Ошеломленный, обескураженный, он сидел некоторое время, не говоря ни слова. Потом встал и направился к двери, машинально прихватив по дороге ружье.

— Куда ты идешь в такую жару?

Ничего не ответив, он ринулся в пекло.

От терпкого запаха нагретого дрока было тяжко дышать. Небо напоминало озеро расплавленной ртути, линия горизонта таяла в дымке испарений, поднимавшихся над землей, как пар над котлом: невозможно определить, где кончается твердь и начинаются небеса. В ущельях жара стояла такая, что, казалось, окунаешься в кипящую древесную смолу. Уши закладывало словно ватой; потом стрекот насекомых вздымался вдруг, как сноп искр над жаровней.

А вокруг источника — ни единого насекомого, никаких признаков жизни: пустая низина, заброшенная, белая, как скелет, мертвая.

Он пощупал рукой песок, которым Чернуха хотела его напоить, и тотчас же, словно укушенный, отдернул руку — горячий, сухой, раскаленный добела песок! «Черт бы вас всех побрал!»

Вне себя от бессильной ярости Абель выстрелил в воздух — жалкое пуканье в оглушительном рыке жары, — выстрелил в небо, такое к нему безжалостное, вырывавшее у него изо рта воду и хлеб, доставшиеся с таким трудом. Но небо было невозмутимо и пусто, даже не оказалось и ястреба, на котором он мог бы сорвать убийственный гнев, наполнявший звоном его уши. Пинком ноги он сшиб деревянный желоб, шедший от источника. «Сволочь! Вот тебе, сволочь!» Все их сбережения пропали даром. И пот был пролит напрасно! Он работал, как негр, и вернулся к разбитому корыту, к высохшему роднику! Ничто ему не дается… Земля отказывается делиться с ним своими богатствами! Казалось, все на свете ополчилось против него, он с ненавистью посмотрел на свое ружье, которое явно было не в силах сотрясти небесные своды, весь мир против него ополчился: вечные неприятности, паскудство, западни, ждущие человека на каждом шагу, горести, убытки и ни одного подарка судьбы, ни одной милости от небес, им жалко даже маленькой грозы, которая наполнила бы цистерну. «Я бы тебе показал, господь бог! Попробуй только спустись сюда!»

Обливаясь потом, как бешеный бык, он дико озирался, ища, на ком бы выместить свою ярость; взгляд его упал на чахлый бук, одиноко стоявший на голом склоне.

Он бросился к буку, который словно боязливо скорчился при его приближении, готовясь бежать.

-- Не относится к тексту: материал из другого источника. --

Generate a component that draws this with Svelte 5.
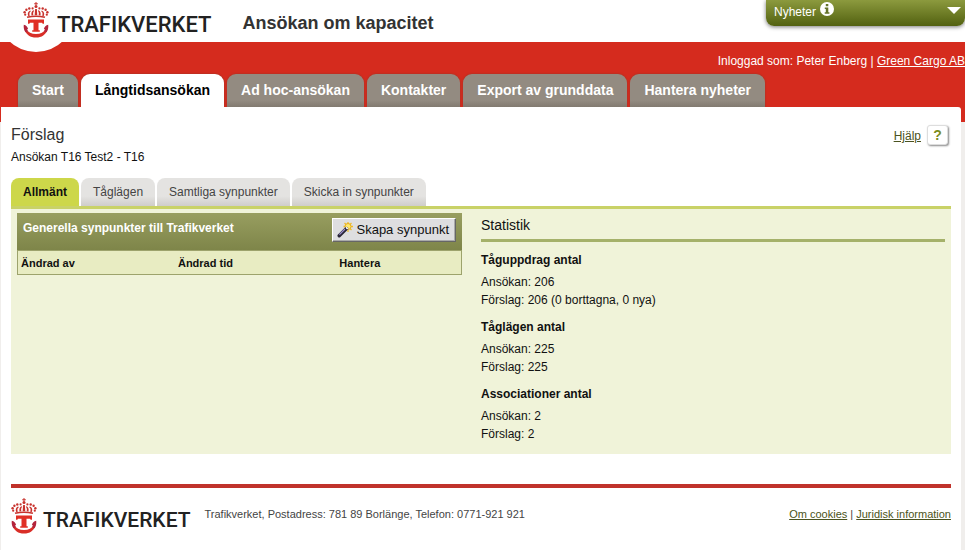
<script>
  const mainTabs = ['Start', 'Långtidsansökan', 'Ad hoc-ansökan', 'Kontakter', 'Export av grunddata', 'Hantera nyheter'];
  const subTabs = ['Allmänt', 'Tåglägen', 'Samtliga synpunkter', 'Skicka in synpunkter'];
  const stats = [
    { title: 'Tåguppdrag antal', rows: ['Ansökan: 206', 'Förslag: 206 (0 borttagna, 0 nya)'] },
    { title: 'Tåglägen antal', rows: ['Ansökan: 225', 'Förslag: 225'] },
    { title: 'Associationer antal', rows: ['Ansökan: 2', 'Förslag: 2'] }
  ];
  let mainActive = $state(1);
  let subActive = $state(0);
</script>

{#snippet crest()}
  <svg class="crest" viewBox="0 0 26 36" width="26" height="36" aria-hidden="true">
    <g fill="#c8322d">
      <path d="M12.500 0h1v1.300h1.300v1h-1.300v1.200h-1V2.300h-1.300v-1h1.300z" />
      <circle cx="13" cy="4.600" r="1.500" />
      <circle cx="9.600" cy="6.400" r="1.100" /><circle cx="16.400" cy="6.400" r="1.100" />
      <circle cx="6.300" cy="6.500" r="1.200" /><circle cx="19.700" cy="6.500" r="1.200" />
      <circle cx="3.400" cy="7.800" r="1.200" /><circle cx="22.600" cy="7.800" r="1.200" />
      <circle cx="1.600" cy="10.200" r="1.200" /><circle cx="24.400" cy="10.200" r="1.200" />
      <circle cx="2.200" cy="12.700" r="1.100" /><circle cx="23.800" cy="12.700" r="1.100" />
      <path d="M12.100 7h1.800l.4 6.300h-2.600z" />
      <path d="M10.200 8.300C8.500 9.500 8 11.500 8.600 13.500l1.800-.2c-.5-1.600-.4-3.400.8-4.600zM15.800 8.300c1.700 1.200 2.200 3.200 1.600 5.200l-1.800-.2c.5-1.600.4-3.400-.8-4.600z" />
      <path d="M7.200 8.600c-2.200.9-3 3-2 5.400l1.700-.3c-.9-1.800-.6-3.600 1-4.500zM18.800 8.600c2.200.9 3 3 2 5.400l-1.700-.3c.9-1.800.6-3.600-1-4.500z" />
      <path d="M3.800 14.500c5.800-1.500 12.600-1.500 18.400 0l-.5 1.500c-5.500-1.200-11.900-1.200-17.400 0z" />
    </g>
    <path d="M5 17.600h16v4.200h-1.300l-.7-1h-3.500v7.400h1.300v1.600H9.200v-1.600h1.300v-7.400H7l-.7 1H5z" fill="#e02f25" />
    <path d="M2.500 26.500c2.600 3.900 6.100 5.500 10.500 5.500s7.900-1.600 10.500-5.500l1 1C22.800 32.700 18.800 35.600 13 35.600S3.200 32.700 1.500 27.500z" fill="#d92e27" />
    <path d="M.8 22.800c2.300.5 3.800 1.900 4.300 4.200l-1 .2.900 2-2.600 1C1 28 .4 25.500.8 22.800zM25.200 22.800c-2.300.5-3.800 1.900-4.300 4.200l1 .2-.9 2 2.600 1c1.400-2.200 2-4.700 1.600-7.400z" fill="#b3243c" />
  </svg>
{/snippet}

<div class="app">
  <header>
    <div class="top">
      <a class="logo" href="#start">{@render crest()}<span>TRAFIKVERKET</span></a>
      <h1>Ansökan om kapacitet</h1>
      <button class="news">
        <span>Nyheter</span>
        <svg width="14" height="14" viewBox="0 0 14 14" aria-hidden="true">
          <circle cx="7" cy="7" r="7" fill="#fff" />
          <path d="M5.800 2h2.500v2.200H5.800zM4.800 5.400h3.500v4.800h1.100v1.500H4.700v-1.500h1.100V6.900h-1z" fill="#65732a" />
        </svg>
        <svg class="arrow" width="14" height="7" viewBox="0 0 14 7" aria-hidden="true"><path d="M0 0h14L7 7z" fill="#fff" /></svg>
      </button>
    </div>
    <div class="band">
      <p class="user">Inloggad som: Peter Enberg | <a href="#foretag">Green Cargo AB</a></p>
      <nav class="main-tabs">
        {#each mainTabs as tab, i}
          <button class:active={mainActive === i} onclick={() => (mainActive = i)}>{tab}</button>
        {/each}
      </nav>
    </div>
  </header>

  <div class="page">
    <main>
      <div class="heading">
        <div>
          <h2>Förslag</h2>
          <p>Ansökan T16 Test2 - T16</p>
        </div>
        <div class="help"><a href="#hjalp">Hjälp</a><button aria-label="Visa hjälp">?</button></div>
      </div>

      <nav class="sub-tabs">
        {#each subTabs as tab, i}
          <button class:active={subActive === i} onclick={() => (subActive = i)}>{tab}</button>
        {/each}
      </nav>

      <div class="panel">
        <section class="comments">
          <div class="bar">
            <h3>Generella synpunkter till Trafikverket</h3>
            <button class="create">
              <svg width="16" height="16" viewBox="0 0 16 16" aria-hidden="true">
                <path d="M11 0v10M6.500 4.500h9.500M7.500 1l7 7M14.500 1l-7 7" stroke="#f0bd2c" stroke-width="1.300" />
                <circle cx="11" cy="4.500" r="3" fill="#ffe96a" stroke="#e6ac20" />
                <path d="M2.200 13.800l7.300-7.300" stroke="#292638" stroke-width="3.400" stroke-linecap="round" />
                <path d="M2.400 12.600l5.600-5.600" stroke="#9c8fd0" stroke-width="1.200" />
                <path d="M9.300 6.700l1.200-1.200" stroke="#fff" stroke-width="2.400" />
              </svg>
              <span>Skapa synpunkt</span>
            </button>
          </div>
          <table>
            <thead><tr><th>Ändrad av</th><th>Ändrad tid</th><th>Hantera</th></tr></thead>
          </table>
        </section>

        <section class="stats">
          <h2>Statistik</h2>
          {#each stats as group}
            <div class="group">
              <h3>{group.title}</h3>
              {#each group.rows as row}<p>{row}</p>{/each}
            </div>
          {/each}
        </section>
      </div>
    </main>

    <footer>
      <a class="logo small" href="#start">{@render crest()}<span>TRAFIKVERKET</span></a>
      <p>Trafikverket, Postadress: 781 89 Borlänge, Telefon: 0771-921 921</p>
      <p class="links"><a href="#cookies">Om cookies</a> | <a href="#juridisk">Juridisk information</a></p>
    </footer>
  </div>
</div>

<style>
  :global(body) { margin: 0; background: #f0eeec; overflow-x: hidden; }
  .app { font: 12px/18px "Liberation Sans", Arial, sans-serif; color: #111; min-height: 100vh; display: flex; flex-direction: column; }
  h1, h2, h3, p { margin: 0; }
  button { font: inherit; color: inherit; border: 0; margin: 0; padding: 0; cursor: pointer; }
  .crest { display: block; flex: none; }

  .top { display: flex; height: 42px; background: #fff; }
  .logo { position: relative; display: flex; gap: 8px; padding: 2px 0 0 23px; color: #222; text-decoration: none; font: 500 22px/46px Roboto, sans-serif; }
  .logo::before { content: ""; position: absolute; left: -3px; top: -26px; width: 78px; height: 78px; border-radius: 50%; background: #fff; }
  .logo > span, .logo :global(svg) { position: relative; }
  h1 { margin-left: 31px; font-size: 18px; line-height: 46px; color: #333; }
  .news { display: flex; gap: 4px; align-items: flex-start; margin-left: auto; width: 199px; height: 26px; padding: 2px 4px 0 8px; color: #fff; background: linear-gradient(#8c9a3e, #526110); border-radius: 0 0 8px 8px; box-shadow: 0 1px 4px #777; line-height: 20px; }
  .arrow { margin: 5px 0 0 auto; }

  .band { background: #d52b1e; height: 80px; }
  .user { color: #fff; text-align: right; padding-top: 10px; height: 22px; white-space: nowrap; }
  .user a { color: #fff; }
  .main-tabs { display: flex; gap: 3px; padding-left: 18px; }
  .main-tabs button { height: 33px; padding: 0 14px 2px; font-size: 14px; font-weight: bold; color: #fff; background: linear-gradient(#938b81 80%, #827a70); border-radius: 9px 9px 0 0; box-shadow: 0 0 2px #8a3a2a; white-space: nowrap; }
  .main-tabs button.active { background: #fff; color: #000; }

  .page { position: relative; flex: 1; margin: -15px 4px 0 1px; padding: 0 10px; background: #fff; border-radius: 0 3px 0 0; }
  .heading { display: flex; justify-content: space-between; padding-top: 18px; height: 53px; }
  .heading h2 { font-size: 16px; line-height: 20px; font-weight: normal; color: #333; }
  .heading p { line-height: 24px; }
  .help { display: flex; gap: 6px; padding-right: 3px; align-items: flex-start; line-height: 22px; }
  .help a { color: #4b5320; }
  .help button { width: 21px; height: 20px; border-radius: 3px; border: 1px solid #ddd; background: #fff; box-shadow: 1px 1px 2px #888; color: #7a8c1e; font-weight: bold; font-size: 14px; line-height: 18px; }

  .sub-tabs { display: flex; gap: 2px; border-bottom: 3px solid #c9d267; }
  .sub-tabs button { height: 28px; padding: 0 12px; color: #444; background: linear-gradient(#e4e3e1 65%, #cfcdca); border-radius: 8px 8px 0 0; white-space: nowrap; }
  .sub-tabs button.active { background: #cdd74a; color: #111; font-weight: bold; }

  .panel { display: flex; gap: 19px; padding: 4px 6px 11px; background: #f0f3d9; }
  .comments { flex: 445; }
  .stats { flex: 464; }
  .bar { display: flex; justify-content: space-between; align-items: flex-start; height: 32px; padding: 5px 6px 0; background: linear-gradient(#989e60, #7e8549); }
  .bar h3 { font-size: 12px; line-height: 20px; color: #fff; }
  .create { display: flex; align-items: center; gap: 3px; height: 24px; padding: 0 6px 0 4px; background: #dedee0; border: 1px solid; border-color: #fff #666 #666 #fff; box-shadow: inset -1px -1px #aaa; font-size: 13px; color: #111; white-space: nowrap; }
  table { width: 100%; table-layout: fixed; border-collapse: collapse; background: #e8ecc2; border: 1px solid #9da36c; }
  th { padding: 0 3px; height: 23px; text-align: left; font-size: 11px; }
  th:first-child { width: 34%; }
  th:nth-child(2) { width: 35%; }

  .stats h2 { font-size: 14px; line-height: 24px; font-weight: normal; border-bottom: 3px solid #a5b16a; margin-bottom: 9px; padding-bottom: 2px; }
  .group h3 { font-size: 12px; line-height: 18px; margin-bottom: 4px; }
  .group { margin-bottom: 9px; }
  .group:last-child { margin-bottom: 0; }

  footer { display: flex; margin-top: 30px; border-top: 4px solid #c0322b; padding-top: 10px; font-size: 11px; line-height: 32px; color: #444; }
  .logo.small { padding: 0; margin-right: 14px; gap: 6px; font-size: 21px; line-height: 45px; }
  .logo.small::before { content: none; }
  .links { margin-left: auto; }
  .links a { color: #4b5320; }
</style>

Обхватив ствол обеими руками, он нагнул его так сильно, что корни затрещали. Этот сочный подземный хруст разрядил чудовищное напряжение, которое владело им, и горячая волна плотского наслаждения захлестнула его.

5

Он не появлялся всю ночь. Мари подумала, что он отправился бродить по лесам и браконьерствует, чтобы развеять свою злость; только бы не налетел на лесничего! Ей представлялись кровопролитные сцены, но к утру она от усталости все же забылась сном.

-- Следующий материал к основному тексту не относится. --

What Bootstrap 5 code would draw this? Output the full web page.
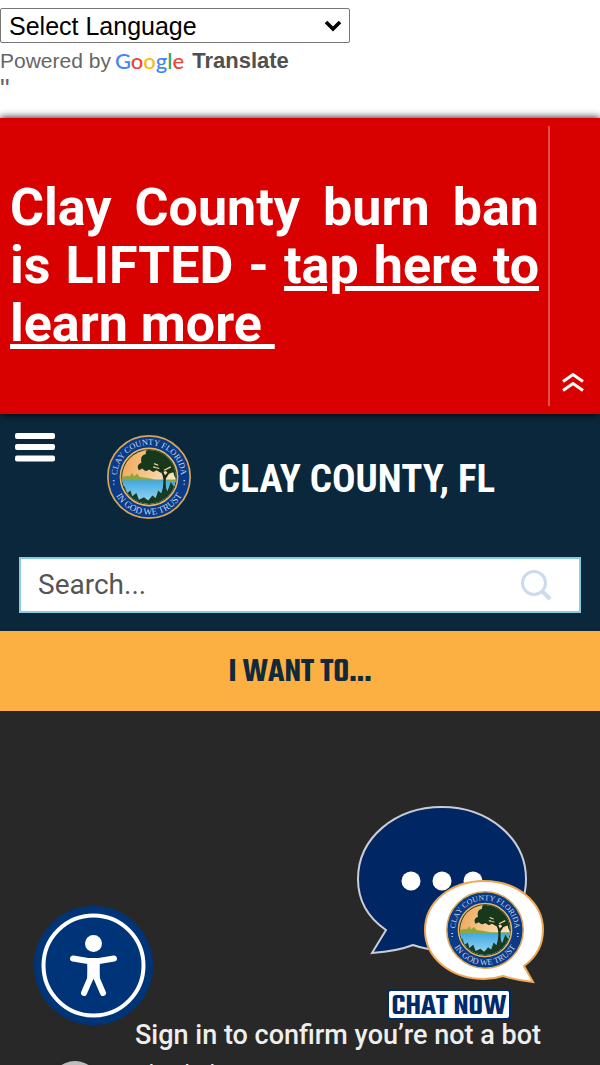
<!DOCTYPE html>
<html lang="en">
<head>
<meta charset="utf-8">
<meta name="viewport" content="width=device-width, initial-scale=1">
<title>Clay County, FL</title>
<link href="https://cdn.jsdelivr.net/npm/bootstrap@5.3.0/dist/css/bootstrap.min.css" rel="stylesheet">
<style>
  body { font-family: Roboto, "Liberation Sans", sans-serif; background: #282828; }
  .translate-bar { font: 21px/28px "Liberation Sans", sans-serif; color: #666; padding-bottom: 15px; }
  .language-select {
    appearance: none; width: 350px; height: 35px; padding: 0 36px 0 8px; font-size: 25px; line-height: 32px; color: #000;
    border: 1px solid #767676; border-radius: 2px;
    background: #fff url("data:image/svg+xml,%3Csvg xmlns='http://www.w3.org/2000/svg' viewBox='0 0 18 12'%3E%3Cpath d='M2 2l7 7 7-7' fill='none' stroke='%23000' stroke-width='3.6'/%3E%3C/svg%3E") no-repeat right 7px center / 18px 12px;
  }
  .google-word { font-family: Lato, sans-serif; font-size: 22px; font-weight: 500; }
  .g-blue { color: #4285f4; } .g-red { color: #ea4335; } .g-yellow { color: #fbbc05; } .g-green { color: #34a853; }
  .translate-word { color: #505050; font-size: 22px; }
  .stray-quote { font-size: 27px; }
  .alert-banner { background: #d90000; box-shadow: 0 0 8px #000; padding: 8px 0; }
  .alert-text { font-size: 52px; line-height: 58px; font-weight: 700; text-align: justify; padding: 53px 9px 53px 10px; }
  .alert-side { width: 52px; border-left: 2px solid #e84c4c; padding: 0 5px 14px 0; }
  .site-header { background: #0b273b; padding: 19px 19px 18px; }
  .menu-btn { width: 40px; height: 29px; margin-left: -4px; }
  .brand { margin-left: 52px; gap: 27px; margin-top: 2px; }
  .brand-name { font-family: "Roboto Condensed", "Liberation Sans Narrow", Roboto, sans-serif; font-size: 39px; line-height: 46px; font-weight: 700; padding-top: 4px; }
  .seal-logo { width: 84px; height: 84px; }
  .search-box { margin-top: 38px; height: 56px; border: 2px solid #8bcbdc; background: #fff; }
  .search-box input { font-size: 28px; line-height: 32px; color: #555; padding: 0 17px; }
  .search-box input::placeholder { color: #555; opacity: 1; }
  .search-btn { width: 58px; margin-right: 14px; }
  .want-btn { background: #fdb042; color: #12293a; height: 80px; font-family: Teko, "Roboto Condensed", Roboto, sans-serif; font-size: 34px; line-height: 40px; font-weight: 600; padding-top: 10px; }
  .video-panel { background: #282828; padding: 307px 24px 0 50px; }
  .video-avatar { width: 50px; height: 50px; background: #bdbdbd; margin-top: 43px; }
  .video-copy { padding-left: 11px; }
  .video-title { font-size: 27px; line-height: 34px; font-weight: 500; color: #eee; }
  .video-note { font-size: 23px; line-height: 30px; color: #eee; margin-top: 8px; }
  .access-btn { left: 34px; bottom: 40px; width: 119px; height: 119px; }
  .chat-btn { right: 55px; bottom: 45px; width: 190px; }
  .chat-label { width: 124px; height: 31px; margin-left: 32px; border: 2px solid #002b6b; border-radius: 4px; background: #fff; color: #002b6b; font-family: Teko, "Roboto Condensed", Roboto, sans-serif; font-size: 31px; line-height: 32px; font-weight: 600; }
</style>
</head>
<body>
<svg width="0" height="0" class="position-absolute" aria-hidden="true">
  <defs>
    <clipPath id="scene"><circle cx="50" cy="50" r="32"/></clipPath>
    <linearGradient id="sky" x1="0" y1="0" x2="1" y2="0.3"><stop offset="0" stop-color="#f0a050"/><stop offset="1" stop-color="#fbe6c0"/></linearGradient>
    <linearGradient id="water" x1="0" y1="0" x2="0" y2="1"><stop offset="0" stop-color="#3fa9e0"/><stop offset="1" stop-color="#a9dcf2"/></linearGradient>
    <path id="arcTop" d="M12.500 56A38 38 0 1 1 87.500 56"/>
    <path id="arcBottom" d="M5 50A45 45 0 0 0 95 50"/>
    <symbol id="seal" viewBox="0 0 100 100">
      <circle cx="50" cy="50" r="49" fill="#0b3a86" stroke="#d8a657" stroke-width="2"/>
      <circle cx="50" cy="50" r="34" fill="#12351f" stroke="#e3b56a" stroke-width="2"/>
      <g clip-path="url(#scene)">
        <rect x="15" y="15" width="70" height="70" fill="url(#sky)"/>
        <path d="M15 51q8-3 12-2l3-4 2 4 4-3 3 4q10 1 18 3h28v6H15z" fill="#8fa63c"/>
        <path d="M15 54h54l14 2v28H15z" fill="url(#water)"/>
        <path d="M38 42q-4-6 3-9-2-9 5-10 0-9 10-7 12-4 18 5 10 5 11 18l-2 14q-3-3-4-8l-5 2-4-4-6 2-5-3-4 2-5-3q-4 4-8-1z" fill="#18381c"/>
        <path d="M55 38l7 2M76 38l-8 4M79 45l-9 3M56 34l5 2" stroke="#f4d7a2" stroke-width="1.500"/>
        <path d="M57 38q9 4 10 14t-4 22h10q-4-12-3-22l8-13-9 9-5-11-1 7z" fill="#1c2c17"/>
        <path d="M14 56l4 7 3-2 3 8 4-3 2 7 5-4 3 8 6-3 5 4 5-6 4 3 3-9 4 4 4-9 3 6 4-11 4 6 6-6v36H14z" fill="#173b23"/>
      </g>
      <text fill="#c9d5e8" font-family="Liberation Serif, serif" font-size="10"><textPath href="#arcTop" startOffset="50%" text-anchor="middle">CLAY COUNTY FLORIDA</textPath></text>
      <text fill="#c9d5e8" font-family="Liberation Serif, serif" font-size="11"><textPath href="#arcBottom" startOffset="50%" text-anchor="middle">IN GOD WE TRUST</textPath></text>
      <path d="M8 54v1M8 58v1M92 54v1M92 58v1" stroke="#e6e6ee" stroke-width="2"/>
    </symbol>
  </defs>
</svg>

<div class="vh-100 d-flex flex-column position-relative overflow-hidden">
  <div class="translate-bar bg-white pt-2">
    <select class="language-select d-block" aria-label="Select Language"><option>Select Language</option></select>
    <div class="d-flex align-items-center pt-1">
      <span>Powered by</span>
      <a href="#" class="text-decoration-none d-flex align-items-center ms-1"><span class="google-word"><span class="g-blue">G</span><span class="g-red">o</span><span class="g-yellow">o</span><span class="g-blue">g</span><span class="g-green">l</span><span class="g-red">e</span></span><strong class="translate-word ms-2">Translate</strong></a>
    </div>
    <div class="stray-quote">"</div>
  </div>

  <section class="alert-banner d-flex position-relative text-white" aria-label="Emergency alert">
    <p class="alert-text flex-fill mb-0">Clay County burn ban is LIFTED - <a href="#" class="text-white">tap here to learn more&nbsp;</a></p>
    <div class="alert-side flex-shrink-0 d-flex align-items-end justify-content-center">
      <button type="button" class="btn p-0 border-0 lh-1 text-white" aria-label="Collapse alert">
        <svg width="22" height="20" viewBox="0 0 22 20" fill="none" stroke="currentColor" stroke-width="3"><path d="M1 9.500L11 2.500l10 7M1 18.500l10-7 10 7"/></svg>
      </button>
    </div>
  </section>

  <header class="site-header">
    <div class="d-flex align-items-start">
      <button type="button" class="menu-btn btn p-0 border-0 d-flex flex-shrink-0" aria-label="Menu">
        <svg width="40" height="29" viewBox="0 0 40 29" fill="#fff"><rect width="40" height="6" rx="2"/><rect y="11" width="40" height="6" rx="2"/><rect y="22.500" width="40" height="6" rx="2"/></svg>
      </button>
      <a href="#" class="brand d-flex align-items-center text-white text-decoration-none">
        <svg class="seal-logo flex-shrink-0" aria-hidden="true"><use href="#seal"/></svg>
        <span class="brand-name text-nowrap">CLAY COUNTY, FL</span>
      </a>
    </div>
    <form class="search-box d-flex">
      <input type="text" class="form-control border-0 rounded-0 shadow-none bg-transparent" placeholder="Search..." aria-label="Search">
      <button type="button" class="search-btn btn p-0 border-0 flex-shrink-0" aria-label="Submit search">
        <svg width="32" height="32" viewBox="0 0 32 32" fill="none" stroke="#c9dced" stroke-width="3"><circle cx="14" cy="14" r="11.500"/><path d="M22 22l8 8" stroke-width="4"/></svg>
      </button>
    </form>
  </header>

  <button type="button" class="want-btn btn border-0 rounded-0 w-100 flex-shrink-0">I WANT TO...</button>

  <main class="video-panel d-flex gap-4 flex-fill overflow-hidden">
    <div class="video-avatar rounded-circle flex-shrink-0"></div>
    <div class="video-copy text-nowrap">
      <div class="video-title">Sign in to confirm you’re not a bot</div>
      <div class="video-note">This helps protect our community.</div>
    </div>
  </main>

  <button type="button" class="access-btn btn p-0 border-0 position-absolute d-flex" aria-label="Accessibility options">
    <svg viewBox="0 0 119 119" width="119" height="119"><circle cx="59.500" cy="59.500" r="59.500" fill="#003478"/><circle cx="59.500" cy="59.500" r="50" fill="none" stroke="#fff" stroke-width="4"/><circle cx="59.500" cy="37.500" r="8.500" fill="#fff"/><path d="M39 52.500l15 2.500h11l15-2.500M57 58l-1 15-6 14M62 58l1 15 6 14" fill="none" stroke="#fff" stroke-width="6" stroke-linecap="round" stroke-linejoin="round"/><path d="M53 54h13l-1 22h-3l-2.500-3-2.500 3h-3z" fill="#fff"/></svg>
  </button>

  <button type="button" class="chat-btn btn p-0 border-0 rounded-0 position-absolute">
    <svg class="d-block" width="190" height="184" viewBox="0 0 190 184" aria-hidden="true">
      <path d="M87 2C133 2 171 33 171 74s-38 71-84 71q-15 0-29-5-15 6-41 8l14-23C12 112 3 94 3 74 3 33 40 2 87 2z" fill="#002663" stroke="#c9cdd6" stroke-width="2"/>
      <circle cx="56" cy="76" r="9.500" fill="#fff"/><circle cx="87" cy="76" r="9.500" fill="#fff"/><circle cx="118" cy="76" r="9.500" fill="#fff"/>
      <path d="M129 76c33 0 59 21 59 49q0 22-19 36l9 16q-17-2-30-6-9 3-19 3c-33 0-59-21-59-49s26-49 59-49z" fill="#fff" stroke="#efa853" stroke-width="2"/>
      <svg x="91" y="86" width="78" height="78"><use href="#seal"/></svg>
    </svg>
    <span class="chat-label d-block text-nowrap">CHAT NOW</span>
  </button>
</div>
<script src="https://cdn.jsdelivr.net/npm/bootstrap@5.3.0/dist/js/bootstrap.bundle.min.js"></script>
</body>
</html>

Трилистники и сердечки на ставнях в Сен-Жюльене едва начали вырисовываться в сером свете зари, когда сонные жители главной улицы, соединяющей поселок с национальным шоссе, услышали громыхание и скрежет тачки, проезжавшей у них под окнами. Немного спустя та же тачка проехала в обратном направлении уже с меньшим шумом. Тот, кто вез тачку, был, видимо, чем-то возмущен: он бормотал себе под нос ругательства, словно пьяный.